Disclaimer: This content falls into the realm of Systems Thinking. Systems which include humans are complex and changes to them often result in unintended consequences. As this post covers ‘productivity’ metrics we should tread carefully and remember the warning from Eliyahu M. Goldratt, “Tell me how you measure me, and I will tell you how I will behave.”
Estimating the amount of work that will be completed has always been a controversial topic. In 2011 the Scrum guide was updated and the term commitment was replaced with forecast. Regardless of the terminology, most Scrum teams make a guess as to how much they will do in a sprint, and this is typically reported to management.
There are generally three different techniques teams use for deciding on the forecast . A team can use a ‘gut feeling’ and take an educated guess as to how much will be completed. Alternatively a team may take an average of the last three to five sprints and use that as the forecast. Thirdly, there is a technique called yesterdays weather. This is when the actual points delivered in the previous sprint are used as the forecast for the next sprint. I have concerns about all three of these approaches. I feel that all of these approaches lead a team into overcommitting.
When teams use their ‘gut feeling’ they are subject to a number of biases. There is the planning fallacy which is the tendency for people to underestimate how long it will take to complete a task, even when they have done similar tasks before. Hofstadter’s Law states that “it always takes longer than you expect, even when you take into account Hofstadter’s Law.” On scrumplop.org they point out that motivated teams naturally set higher goals for themselves, however this does not always result in an improvement.

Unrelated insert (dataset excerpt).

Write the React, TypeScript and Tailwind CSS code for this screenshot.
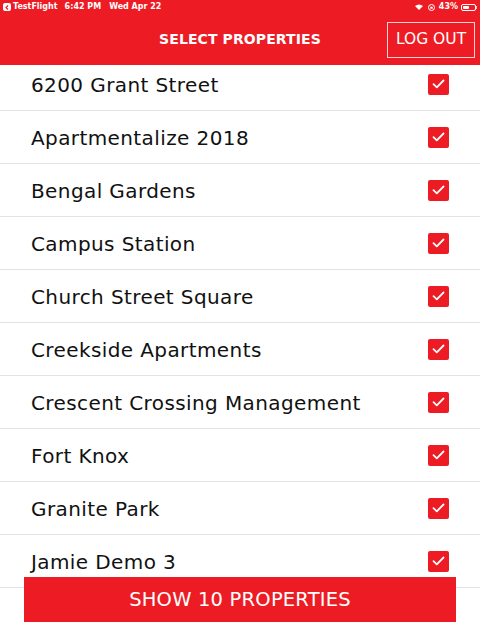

It’s human nature that individuals and teams with self-esteem set increasingly higher goals for themselves. By trying to achieve these goals, teams learn. Sometimes such strivings leads to immediate improvement, particularly when the team challenges itself to improve through use of a new-found technique or technology. Sometimes, however, the new technique doesn’t pan out and the team’s performance remains the same or even gets worse.
Sometimes, the team raises the bar just to raise the bar, either to test the limits or to unconsciously publish its bravado. Even these self-challenges can pay off, especially in the short term. It is more common that these higher levels are unsustainable in the long term.

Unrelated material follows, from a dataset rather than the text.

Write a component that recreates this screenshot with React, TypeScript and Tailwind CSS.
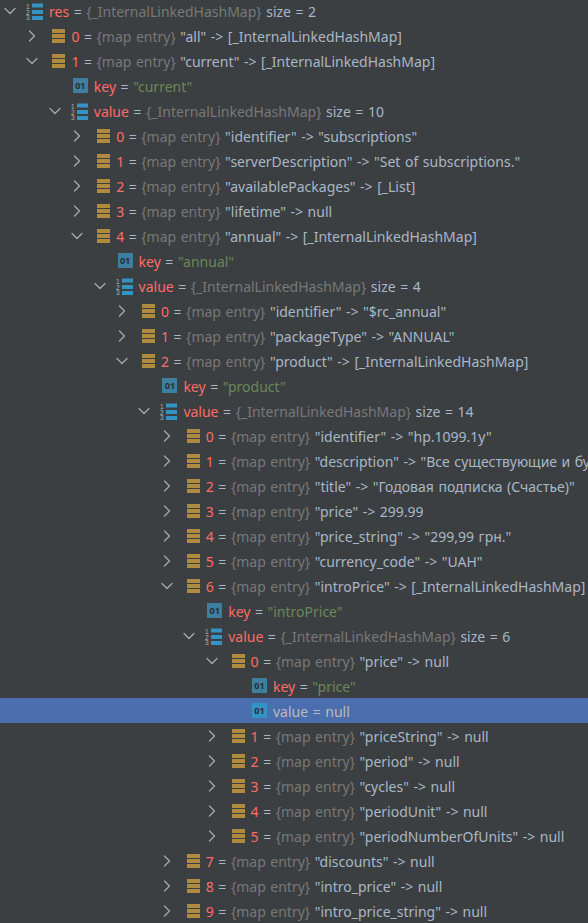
import { ChevronDown, ChevronRight } from "lucide-react";

type Kind = "list" | "entry" | "prim";
type Row = {
  level: number;
  kind: Kind;
  open?: boolean;
  name: string;
  type?: string;
  value?: string;
  green?: boolean;
  selected?: boolean;
};

const MAP = "{_InternalLinkedHashMap}";
const ENTRY = "{map entry}";

const e = (level: number, name: string, value: string, open?: boolean): Row => ({
  level,
  kind: "entry",
  name,
  type: ENTRY,
  value,
  open,
});
const key = (level: number, value: string): Row => ({ level, kind: "prim", name: "key", value, green: true });
const map = (level: number, name: string, size: number): Row => ({
  level,
  kind: "list",
  open: true,
  name,
  type: MAP,
  value: `size = ${size}`,
});

const rows: Row[] = [
  map(0, "res", 2),
  e(1, "0", '"all" -> [_InternalLinkedHashMap]'),
  e(1, "1", '"current" -> [_InternalLinkedHashMap]', true),
  key(2, '"current"'),
  map(2, "value", 10),
  e(3, "0", '"identifier" -> "subscriptions"'),
  e(3, "1", '"serverDescription" -> "Set of subscriptions."'),
  e(3, "2", '"availablePackages" -> [_List]'),
  e(3, "3", '"lifetime" -> null'),
  e(3, "4", '"annual" -> [_InternalLinkedHashMap]', true),
  key(4, '"annual"'),
  map(4, "value", 4),
  e(5, "0", '"identifier" -> "$rc_annual"'),
  e(5, "1", '"packageType" -> "ANNUAL"'),
  e(5, "2", '"product" -> [_InternalLinkedHashMap]', true),
  key(6, '"product"'),
  map(6, "value", 14),
  e(7, "0", '"identifier" -> "hp.1099.1y"'),
  e(7, "1", '"description" -> "Все существующие и будущие функции"'),
  e(7, "2", '"title" -> "Годовая подписка (Счастье)"'),
  e(7, "3", '"price" -> 299.99'),
  e(7, "4", '"price_string" -> "299,99 грн."'),
  e(7, "5", '"currency_code" -> "UAH"'),
  e(7, "6", '"introPrice" -> [_InternalLinkedHashMap]', true),
  key(8, '"introPrice"'),
  map(8, "value", 6),
  e(9, "0", '"price" -> null', true),
  key(10, '"price"'),
  { level: 10, kind: "prim", name: "value", value: "null", selected: true },
  e(9, "1", '"priceString" -> null'),
  e(9, "2", '"period" -> null'),
  e(9, "3", '"cycles" -> null'),
  e(9, "4", '"periodUnit" -> null'),
  e(9, "5", '"periodNumberOfUnits" -> null'),
  e(7, "7", '"discounts" -> null'),
  e(7, "8", '"intro_price" -> null'),
  e(7, "9", '"intro_price_string" -> null'),
];

const ListIcon = () => (
  <svg width="17" height="17" viewBox="0 0 17 17" className="mt-[2px] shrink-0">
    <text x="0" y="5.5" fontSize="6.5" fill="#afb1b3" fontFamily="Liberation Sans">1</text>
    <text x="0" y="11.5" fontSize="6.5" fill="#afb1b3" fontFamily="Liberation Sans">2</text>
    <text x="0" y="17" fontSize="6.5" fill="#afb1b3" fontFamily="Liberation Sans">3</text>
    <rect x="6" y="0.5" width="11" height="4" fill="#3592c4" />
    <rect x="6" y="7" width="11" height="4" fill="#3592c4" />
    <rect x="6" y="13" width="11" height="4" fill="#3592c4" />
  </svg>
);

const EntryIcon = () => (
  <svg width="13" height="14" viewBox="0 0 13 14" className="shrink-0">
    <rect x="0" y="0" width="13" height="4" fill="#b08a3e" />
    <rect x="0" y="5" width="13" height="4" fill="#b08a3e" />
    <rect x="0" y="10" width="13" height="4" fill="#b08a3e" />
  </svg>
);

const PrimIcon = ({ selected }: { selected?: boolean }) => (
  <div
    className={`flex h-[15px] w-[15px] shrink-0 items-center justify-center text-[9px] font-bold leading-none text-[#2b2d30] ${
      selected ? "bg-[#3592c4]" : "bg-[#3d7f9f]"
    }`}
  >
    01
  </div>
);

const TreeRow = ({ row }: { row: Row }) => {
  const Chevron = row.open ? ChevronDown : ChevronRight;
  const hasChevron = row.kind !== "prim";
  return (
    <div
      className={`flex h-[25px] shrink-0 items-center whitespace-nowrap ${row.selected ? "bg-[#4b6eaf]" : ""}`}
      style={{ paddingLeft: 2 + row.level * 22.4 }}
    >
      <div className="flex w-[16px] shrink-0 justify-center">
        {hasChevron && <Chevron size={20} strokeWidth={1.6} className="shrink-0 text-[#a4a7a9]" />}
      </div>
      <div className="flex w-[28px] shrink-0 justify-end pr-[3px]">
        {row.kind === "list" && <ListIcon />}
        {row.kind === "entry" && <EntryIcon />}
        {row.kind === "prim" && <PrimIcon selected={row.selected} />}
      </div>
      <span className="pl-[3px] pt-[2px] [word-spacing:0.9px]">
        <span className={row.selected ? "text-[#bbbbbb]" : "text-[#ff6b68]"}>{row.name}</span>
        <span className={row.selected ? "text-[#bbbbbb]" : "text-[#a9b7c6]"}> = </span>
        {row.type && <span className="text-[#787878]">{row.type} </span>}
        <span className={row.selected ? "text-[#bbbbbb]" : row.green ? "text-[#6a8759]" : "text-[#a9b7c6]"}>
          {row.value}
        </span>
      </span>
    </div>
  );
};

export default function App() {
  return (
    <div className="flex h-[923px] w-[588px] flex-col overflow-hidden bg-[#3c3f41] font-['Noto_Sans',sans-serif] text-[14px]">
      <div className="mt-[-2px] flex flex-col">
        {rows.map((row, i) => (
          <TreeRow key={i} row={row} />
        ))}
      </div>
    </div>
  );
}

Therefore: In most cases, the number of Estimation Points completed in the last Sprint is the most reliable predictor of how many Estimation Points will be completed in the next Sprint.
The quote above ends with scrumplop.org recommending yesterdays weather as the most reliable way to forcast the work that will be done in the next sprint. Unlike using your ‘gut feeling’ with ‘’yesterdays weather’ the team can’t simply choose a high velocity (potentially hiding from reality). In order to get a high commitment, you need to have actually delivered a high amount in the previous sprint.

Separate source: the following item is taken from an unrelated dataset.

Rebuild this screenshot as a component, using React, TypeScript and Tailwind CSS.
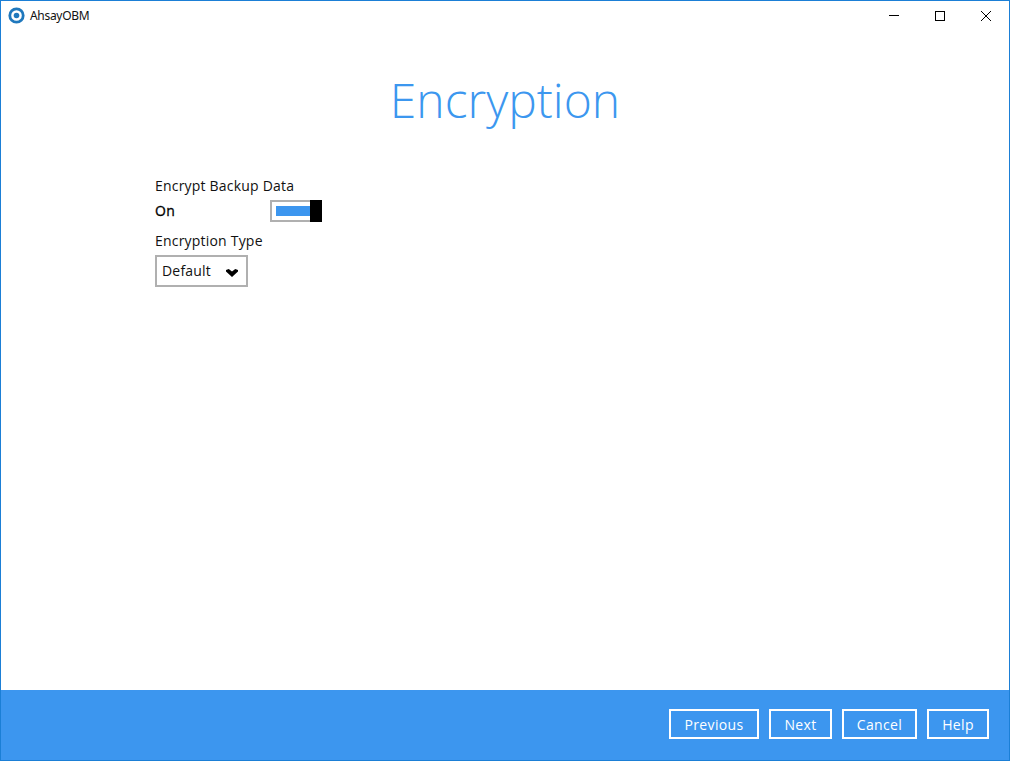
export default function App() {
  return (
    <div className="w-[1010px] h-[761px] flex flex-col bg-white border border-[#1b7fd6] overflow-hidden font-['Open_Sans','Noto_Sans',sans-serif] text-[#111]">
      <div className="h-[29px] flex items-center justify-between">
        <div className="flex items-center pl-[7px] gap-[5px]">
          <svg width="17" height="17" viewBox="0 0 17 17">
            <circle cx="8.5" cy="8.5" r="6.7" fill="none" stroke="#1f78bd" strokeWidth="2.8" />
            <circle cx="8.5" cy="8.5" r="2.8" fill="#1f78bd" />
          </svg>
          <span className="text-[12px] leading-none tracking-[-0.3px] font-['Noto_Sans',sans-serif]">AhsayOBM</span>
        </div>
        <div className="flex items-center">
          <div className="w-[46px] h-[29px] flex items-center justify-center">
            <div className="w-[10px] h-px bg-black" />
          </div>
          <div className="w-[46px] h-[29px] flex items-center justify-center">
            <div className="w-[10px] h-[10px] border border-black" />
          </div>
          <div className="w-[46px] h-[29px] flex items-center justify-center">
            <svg width="10" height="10" viewBox="0 0 10 10" stroke="#000" strokeWidth="1">
              <path d="M0 0L10 10M10 0L0 10" />
            </svg>
          </div>
        </div>
      </div>

      <div className="flex-1 flex flex-col">
        <h1 className="mt-[35px] text-center text-[48px] leading-[70px] font-light text-[#3c97ef]">Encryption</h1>
        <div className="pl-[154px] mt-[41px] flex flex-col items-start text-[14px] tracking-[0.2px]">
          <div className="leading-[19px]">Encrypt Backup Data</div>
          <div className="mt-[5px] w-[167px] flex items-center justify-between">
            <span className="leading-[22px] tracking-[0.4px] text-black [-webkit-text-stroke:0.3px_black]">On</span>
            <div className="w-[52px] h-[22px] border-2 border-[#b0b0b0] flex items-center pl-[4px] relative">
              <div className="w-[34px] h-[10px] bg-[#3c96ef]" />
              <div className="absolute right-[-2px] top-[-2px] w-[12px] h-[22px] bg-black" />
            </div>
          </div>
          <div className="mt-[9px] leading-[19px]">Encryption Type</div>
          <div className="mt-[5px] w-[93px] h-[32px] border-2 border-[#b0b0b0] flex items-center pl-[5px] pb-[2px] gap-[15px]">
            <span>Default</span>
            <svg width="12" height="8" viewBox="0 0 13 8" preserveAspectRatio="none" className="mt-[6px]">
              <path d="M0 1L3 0L6.5 2.5L10 0L13 1L13 2.5L6.5 8L0 2.5Z" fill="#000" />
            </svg>
          </div>
        </div>
      </div>

      <div className="h-[70px] bg-[#3c96ef] flex items-center justify-end pr-[20px] pb-[2px] gap-[10px] text-white text-[14px] tracking-[0.35px]">
        <div className="w-[90px] h-[30px] border-2 border-white flex items-center justify-center">Previous</div>
        <div className="w-[63px] h-[30px] border-2 border-white flex items-center justify-center">Next</div>
        <div className="w-[75px] h-[30px] border-2 border-white flex items-center justify-center">Cancel</div>
        <div className="w-[62px] h-[30px] border-2 border-white flex items-center justify-center">Help</div>
      </div>
    </div>
  );
}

This may work for mature teams with stable platforms, it may however be less successful when there are many disruptions e.g. changes in personal, many technical unknowns, unpredictable development and test environments e.t.c. The following diagram is data taken from a real project. It shows actual delivery plotted against a retrofitted forecast based on yesterdays weather. In this case the team would have met the goal ~52% of the time. This may not be consistent enough for the teams planning needs and this success rate may negatively affect the teams motivation over time.
Forecast based on ‘Yesterdays Weather’
Note: The forecastscommitments have been retrofitted to the graph. The team may have had different results had they used yesterdays weather during planning.
If the actual velocity is varying enough to make yesterdays weather unreliable, a team may decide to take the average of the last few sprints (typically 3 – 6 sprints). If we consider the definition of average, this means that about half of the actuals will fall above the average and about half will be below. Statistically speaking we only have a 50% chance of meeting the forecast if we base this on the average.
A retrofitted forecast based on the total average, means that the commitment is met 50% of the time
A retrofitted forecast based on a rolling average of 5 sprints, means that the commitment is met 46% of the time
Due to the reasons stated above I believe that these, well intentioned, forecasting techniques may lead a team into over committing on a regular basis. Not only does this make release planning and budgeting difficult, overtime this can have a detrimental effect on a team. Team members may stop caring about meeting the commitment and sprint goal. This can result in a general lack of motivation. If your team is suffering from this, you may want to try using a control chart to help you set realistic forecasts.
Control Charts are typically used to determine if a manufacturing or business process is in a state of statistical control. Carl Berardinelli explains that there are four process states (seen above). He states that “every process falls into one of these states at any given time, but will not remain in that state. All processes will migrate toward the state of chaos. Companies typically begin some type of improvement effort when a process reaches the state of chaos (although arguably they would be better served to initiate improvement plans at the brink of chaos or threshold state). Control charts are robust and effective tools to use as part of the strategy used to detect this natural process degradation”.
The following link shows children explaining how Flowcharts and Control Charts are used at their kindergarten.
Above is a Control Chart derived from a teams velocity. The dark blue line is the actual velocity over the past 29 sprints. The grey (gray?) line represents the average actual velocity. The red lines show the Upper and Lower control limits. These are plotted at one standard deviation from the average.